We have had 47 years of gradualism, but now we are fast approaching a fiercely urgent tipping point where the Old South is dying away, where the majority even in Alabama and Mississippi is ready to rejoin the Union and the world, as soon as we can pry the hands of the current crop of Old White Boys Club members from the levers of state and Senate power. (Actually, as the Old White Boys die off and the Mad Tea Party of No goes into terminal decline, to be replaced by people more representative of today's populations.)

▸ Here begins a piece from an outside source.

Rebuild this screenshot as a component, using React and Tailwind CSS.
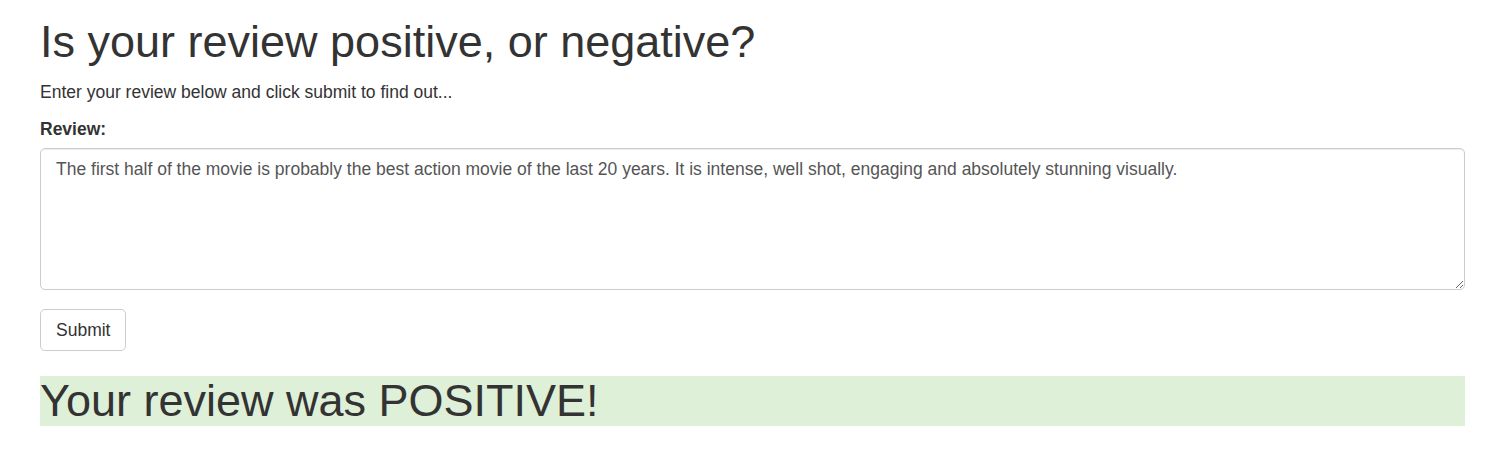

It is not only Blacks and Progressives who feel the fierce urgency of now. The shrieking of the Mad Tea Parties expresses the fierceness of their centuries-old delusions of grandeur and the urgency of privileges about to be lost forever. The Scrooges are out in force right now. That, following brother Gandhi, is how we know that we are winning.
First they laugh at you, then they fight you, then you win.
This is the third major round in the fight, after the Civil war of the 1860s and the Civil rights movement of the 1960s, and continuous work before, between, and after. The Old South is going down for the third time, and the Young South is Ours.
We are 47 years late in answering Martin's call for justice, for the cashing of the promissory note from the Founders for Freedom for all, but it is never too late for justice. It is never too late for repentance, for accepting our responsibilities, for stepping up to the problem and facing it down.
Which particularly includes getting out the vote this year to take a few more Senate seats and Governorships from the Republicans and the Blue Dogs. There are more Democrats than Republicans now, and we raise more money for campaigns. Only the complacency of those like Martha Coakley's campaign advisors in Massachusetts or those running away from brother Barack like Creigh Deeds in Virginia holds us back.